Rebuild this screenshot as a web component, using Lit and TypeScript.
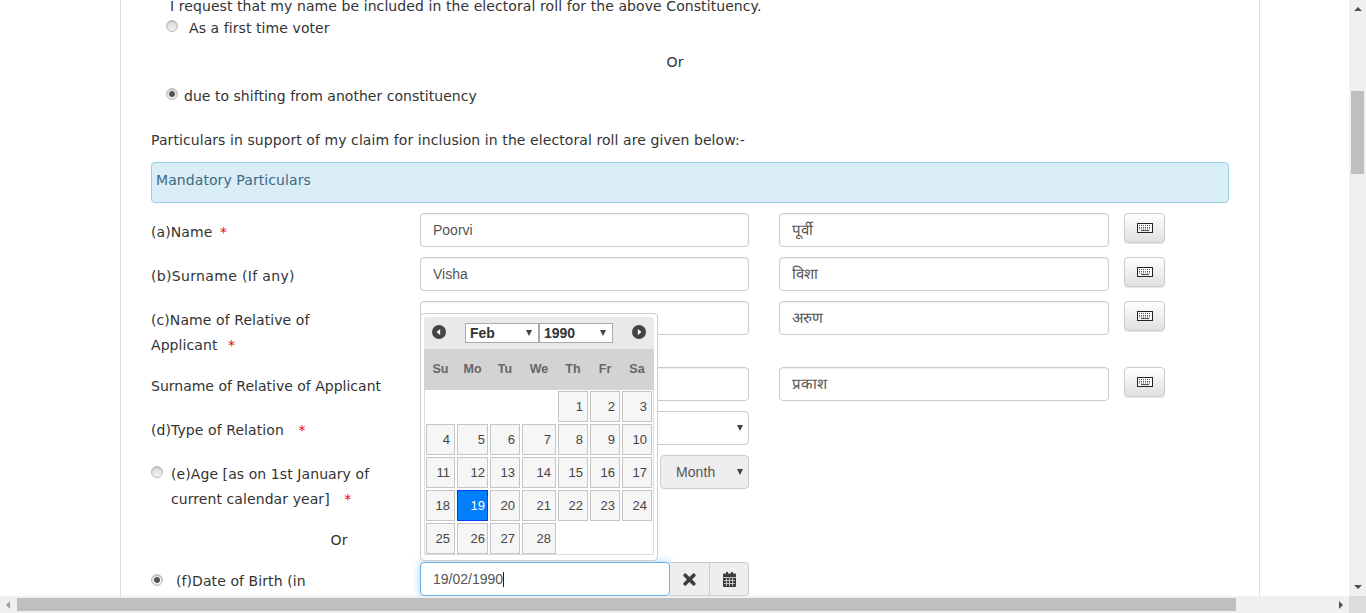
import { LitElement, html, css, svg } from "lit";
import { customElement } from "lit/decorators.js";

const keyboardIcon = svg`<svg width="16" height="10" viewBox="0 0 16 10"><rect x="0.5" y="0.5" width="15" height="9" fill="#fff" stroke="#222"/><path d="M2 2.500h12M2 4.500h12M2 6h12" stroke="#555" stroke-dasharray="1 1"/><path d="M4 7.600h8" stroke="#444"/></svg>`;

const timesIcon = svg`<svg width="13" height="13" viewBox="0 0 13 13"><path d="M2.200 2.200l8.600 8.600M10.800 2.200l-8.600 8.600" stroke="#3d3d3d" stroke-width="3.600" stroke-linecap="round"/></svg>`;

const calendarIcon = svg`<svg width="13" height="15" viewBox="0 0 13 15"><path fill="#3d3d3d" d="M1 1.500h2V0h2v1.500h3V0h2v1.500h2a1 1 0 0 1 1 1V14a1 1 0 0 1-1 1H1a1 1 0 0 1-1-1V2.500a1 1 0 0 1 1-1z"/><path stroke="#eee" stroke-opacity="0.7" d="M0 5.500h13M1 8.500h11M1 11.500h11M3.500 6v8M6.500 6v8M9.500 6v8"/></svg>`;

const circleArrow = (dir: "left" | "right") => svg`<svg width="14" height="14" viewBox="0 0 14 14"><circle cx="7" cy="7" r="7" fill="#444"/><path fill="#fff" d="${dir === "left" ? "M8.200 4v6L4.500 7z" : "M5.800 4v6L9.500 7z"}"/></svg>`;

const weeks = [
    ["", "", "", "", 1, 2, 3],
    [4, 5, 6, 7, 8, 9, 10],
    [11, 12, 13, 14, 15, 16, 17],
    [18, 19, 20, 21, 22, 23, 24],
    [25, 26, 27, 28, "", "", ""],
];

@customElement("app-root")
export class AppRoot extends LitElement {
    static styles = css`
        :host {
            display: grid;
            grid-template-columns: 1349px 17px;
            grid-template-rows: 596px 17px;
            width: 1366px;
            height: 613px;
            overflow: hidden;
            background: #fff;
            font-family: "DejaVu Sans", sans-serif;
            font-size: 14px;
            letter-spacing: 0.08px;
            color: #333;
        }

        .view {
            overflow: hidden;
            padding: 0 0 0 120px;
        }

        .sheet {
            position: relative;
            box-sizing: border-box;
            width: 1140px;
            height: 700px;
            margin-top: -4px;
            padding: 0 30px;
            border-left: 1px solid #ddd;
            border-right: 1px solid #ddd;
        }

        .line {
            line-height: 20px;
            white-space: nowrap;
        }

        .request {
            padding-left: 19px;
        }

        .radio-line {
            display: flex;
            align-items: center;
            height: 24px;
            padding-left: 15px;
        }

        .radio-line.second {
            margin-top: 12px;
            gap: 6px;
            letter-spacing: 0.03px;
        }

        .radio-line.first {
            gap: 11px;
        }

        .radio {
            flex: none;
            box-sizing: border-box;
            width: 12px;
            height: 12px;
            margin-top: -4px;
            border-radius: 50%;
            border: 1px solid #b9b9b9;
            background: linear-gradient(#d8d8d8, #f4f4f4);
            box-shadow: inset 0 1px 1px #bbb;
        }

        .radio.on {
            background: radial-gradient(circle, #555 0 2.500px, #eee 3.500px);
        }

        .or-wide {
            margin-top: 12px;
            text-align: center;
            line-height: 20px;
            width: 1048px;
        }

        .particulars {
            margin-top: 22px;
            line-height: 20px;
        }

        .alert {
            box-sizing: border-box;
            height: 41px;
            margin: 12px 0 10px;
            padding: 7px 4px;
            background: #d9edf7;
            border: 1px solid #9acfea;
            border-radius: 4px;
            color: #3b6a85;
            line-height: 20px;
        }

        .label {
            padding-top: 7px;
            line-height: 25px;
            white-space: nowrap;
        }

        .wide {
            letter-spacing: 0.34px;
        }

        .tight {
            letter-spacing: 0;
        }

        .req {
            color: #e00;
            margin-left: 5px;
        }

        .req.sm {
            margin-left: 3px;
        }

        .req.md {
            margin-left: 6px;
        }

        .req.lg {
            margin-left: 10px;
        }

        input {
            box-sizing: border-box;
            height: 34px;
            padding: 6px 12px;
            border: 1px solid #ccc;
            border-radius: 4px;
            font-family: "Liberation Sans", sans-serif;
            font-size: 14px;
            color: #555;
            box-shadow: inset 0 1px 1px rgba(0, 0, 0, 0.075);
            outline: none;
        }

        input.hi {
            font-size: 15px;
            padding-bottom: 9px;
        }

        .cols {
            display: grid;
            grid-template-columns: 269px 329px 30px 330px 15px 41px;
            min-height: 34px;
            margin-bottom: 10px;
        }

        .cols.tall {
            height: 56px;
        }

        .cols.flush {
            margin-bottom: 0;
        }

        .kbd {
            grid-column: 6;
            display: flex;
            align-items: center;
            justify-content: center;
            height: 28px;
            border: 1px solid #ccc;
            border-radius: 4px;
            background: linear-gradient(#fff, #e0e0e0);
            box-shadow: 0 1px 1px rgba(0, 0, 0, 0.1);
        }

        .sel {
            display: flex;
            align-items: center;
            justify-content: flex-end;
            box-sizing: border-box;
            height: 34px;
            padding-right: 5px;
            border: 1px solid #ccc;
            border-radius: 4px;
            font-family: "Liberation Sans", sans-serif;
            color: #555;
            background: #fff;
        }

        .tri {
            width: 0;
            height: 0;
            border-left: 3px solid transparent;
            border-right: 3px solid transparent;
            border-top: 6px solid #444;
        }

        .age-box {
            display: flex;
            justify-content: flex-end;
        }

        .month {
            width: 89px;
            justify-content: space-between;
            padding-left: 15px;
            background: #eee;
        }

        .radio-label {
            display: flex;
            gap: 8px;
        }

        .radio-label .radio {
            margin-top: 4px;
        }

        .radio-label.dob {
            gap: 13px;
        }

        .radio-label.dob .radio {
            margin-top: 5px;
        }

        .or-small {
            width: 376px;
            text-align: center;
            line-height: 20px;
            margin: 18px 0 12px;
        }

        .date-group {
            position: relative;
            display: flex;
            height: 34px;
        }

        .date-group::after {
            content: "";
            position: absolute;
            left: 83px;
            top: 10px;
            width: 1px;
            height: 15px;
            background: #222;
        }

        .date-group input {
            width: 250px;
            border-color: #66afe9;
            box-shadow: 0 0 8px rgba(102, 175, 233, 0.6);
        }

        .addon {
            display: flex;
            align-items: center;
            justify-content: center;
            box-sizing: border-box;
            width: 40px;
            background: #eee;
            border: 1px solid #ccc;
            border-left: 0;
        }

        .addon:last-of-type {
            width: 39px;
            border-radius: 0 4px 4px 0;
        }

        .picker {
            position: absolute;
            left: 299px;
            top: 317px;
            box-sizing: border-box;
            width: 238px;
            height: 248px;
            padding: 3px;
            background: #fff;
            border: 1px solid #ccc;
            border-radius: 4px;
            font-family: "Liberation Sans", sans-serif;
            letter-spacing: 0;
            color: #454545;
        }

        .dp-head {
            display: flex;
            align-items: center;
            justify-content: space-between;
            box-sizing: border-box;
            height: 32px;
            padding: 0 8px;
            background: #e9e9e9;
            border-radius: 3px 3px 0 0;
        }

        .dp-head svg {
            margin-top: -2px;
        }

        .dp-selects {
            display: flex;
        }

        .dp-sel {
            display: flex;
            align-items: center;
            justify-content: space-between;
            box-sizing: border-box;
            width: 74px;
            height: 20px;
            padding: 0 6px 0 4px;
            border: 1px solid #aaa;
            background: #fff;
            font-weight: bold;
            color: #333;
        }

        .dp-body {
            box-sizing: border-box;
            width: 230px;
            height: 206px;
            border: 1px solid #ddd;
            border-top: 0;
        }

        .dp-grid {
            display: grid;
            grid-template-columns: 29px 31px 30px 34px 30px 30px 30px;
            column-gap: 2px;
            padding-left: 1px;
        }

        .dow {
            height: 41px;
            margin: 0 -1px;
            padding-left: 2px;
            background: #d3d3d3;
        }

        .dow span {
            line-height: 41px;
            text-align: center;
            font-weight: bold;
            font-size: 12.500px;
            color: #666;
        }

        .days {
            row-gap: 2px;
            padding-top: 1px;
        }

        .day {
            box-sizing: border-box;
            height: 31px;
            padding: 0 4px;
            border: 1px solid #c5c5c5;
            background: #f6f6f6;
            text-align: right;
            font-size: 13px;
            line-height: 29px;
        }

        .day:nth-child(7n + 2) {
            padding-right: 2px;
        }

        .day.sel-day {
            background: #007fff;
            border-color: #003eff;
            color: #fff;
        }

        .vbar {
            display: flex;
            flex-direction: column;
            align-items: center;
            background: #f0f0f0;
        }

        .hbar {
            display: flex;
            align-items: center;
            background: #f0f0f0;
        }

        .corner {
            background: #dcdcdc;
        }

        .a-up,
        .a-down {
            width: 0;
            height: 0;
            border-left: 4px solid transparent;
            border-right: 4px solid transparent;
        }

        .a-up {
            margin-top: 7px;
            border-bottom: 4px solid #505050;
        }

        .a-down {
            margin-top: auto;
            margin-bottom: 7px;
            border-top: 4px solid #505050;
        }

        .a-left,
        .a-right {
            width: 0;
            height: 0;
            border-top: 4px solid transparent;
            border-bottom: 4px solid transparent;
        }

        .a-left {
            margin-left: 6px;
            border-right: 4px solid #a3a3a3;
        }

        .a-right {
            margin-left: auto;
            margin-right: 6px;
            border-left: 4px solid #505050;
        }

        .v-thumb {
            width: 13px;
            height: 83px;
            margin-top: 80px;
            background: #bfbfbf;
        }

        .h-thumb {
            width: 1219px;
            height: 13px;
            margin-left: 7px;
            background: #bfbfbf;
        }
    `;

    render() {
        return html`
            <div class="view">
                <div class="sheet">
                    <div class="line request">I request that my name be included in the electoral roll for the above Constituency.</div>
                    <div class="radio-line first"><span class="radio"></span><span>As a first time voter</span></div>
                    <div class="or-wide">Or</div>
                    <div class="radio-line second"><span class="radio on"></span><span>due to shifting from another constituency</span></div>
                    <div class="particulars">Particulars in support of my claim for inclusion in the electoral roll are given below:-</div>
                    <div class="alert">Mandatory Particulars</div>

                    ${this.nameRow(html`(a)Name <span class="req sm">*</span>`, "Poorvi", "पूर्वी")}
                    ${this.nameRow(html`<span class="wide">(b)Surname (If any)</span>`, "Visha", "विशा")}
                    ${this.nameRow(html`(c)Name of Relative of<br />Applicant <span class="req md">*</span>`, "", "अरुण", "tall")}
                    ${this.nameRow(html`<span class="tight">Surname of Relative of Applicant</span>`, "", "प्रकाश")}

                    <div class="cols">
                        <div class="label">(d)Type of Relation <span class="req lg">*</span></div>
                        <div class="sel"><span class="tri"></span></div>
                    </div>

                    <div class="cols flush">
                        <div class="label radio-label">
                            <span class="radio"></span>
                            <span>(e)Age [as on 1st January of<br />current calendar year] <span class="req lg">*</span></span>
                        </div>
                        <div class="age-box">
                            <div class="sel month">Month<span class="tri"></span></div>
                        </div>
                    </div>
                    <div class="or-small">Or</div>

                    <div class="cols flush">
                        <div class="label radio-label dob">
                            <span class="radio on"></span>
                            <span>(f)Date of Birth (in</span>
                        </div>
                        <div class="date-group">
                            <input value="19/02/1990" />
                            <span class="addon">${timesIcon}</span>
                            <span class="addon">${calendarIcon}</span>
                        </div>
                    </div>

                    ${this.renderPicker()}
                </div>
            </div>
            <div class="vbar">
                <span class="a-up"></span>
                <span class="v-thumb"></span>
                <span class="a-down"></span>
            </div>
            <div class="hbar">
                <span class="a-left"></span>
                <span class="h-thumb"></span>
                <span class="a-right"></span>
            </div>
            <div class="corner"></div>
        `;
    }

    nameRow(label: unknown, en: string, hi: string, variant = "") {
        return html`
            <div class="cols ${variant}">
                <div class="label">${label}</div>
                <input value=${en} />
                <span></span>
                <input class="hi" value=${hi} />
                <span></span>
                <div class="kbd">${keyboardIcon}</div>
            </div>
        `;
    }

    renderPicker() {
        return html`
            <div class="picker">
                <div class="dp-head">
                    ${circleArrow("left")}
                    <div class="dp-selects">
                        <div class="dp-sel">Feb<span class="tri"></span></div>
                        <div class="dp-sel">1990<span class="tri"></span></div>
                    </div>
                    ${circleArrow("right")}
                </div>
                <div class="dp-body">
                    <div class="dp-grid dow">
                        ${["Su", "Mo", "Tu", "We", "Th", "Fr", "Sa"].map((d) => html`<span>${d}</span>`)}
                    </div>
                    <div class="dp-grid days">
                        ${weeks.flat().map((d) =>
                            d === ""
                                ? html`<span></span>`
                                : html`<span class="day ${d === 19 ? "sel-day" : ""}">${d}</span>`
                        )}
                    </div>
                </div>
            </div>
        `;
    }
}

..........

» Set task
Print the data above verbatim from the first line through the line holding "2.200l8.600 8.600M10.800 2.200l-8.600", leaving every picture out.

» Result for this task
Rebuild this screenshot as a web component, using Lit and TypeScript.
import { LitElement, html, css, svg } from "lit";
import { customElement } from "lit/decorators.js";

const keyboardIcon = svg`<svg width="16" height="10" viewBox="0 0 16 10"><rect x="0.5" y="0.5" width="15" height="9" fill="#fff" stroke="#222"/><path d="M2 2.500h12M2 4.500h12M2 6h12" stroke="#555" stroke-dasharray="1 1"/><path d="M4 7.600h8" stroke="#444"/></svg>`;

const timesIcon = svg`<svg width="13" height="13" viewBox="0 0 13 13"><path d="M2.200 2.200l8.600 8.600M10.800 2.200l-8.600 8.600" stroke="#3d3d3d" stroke-width="3.600" stroke-linecap="round"/></svg>`;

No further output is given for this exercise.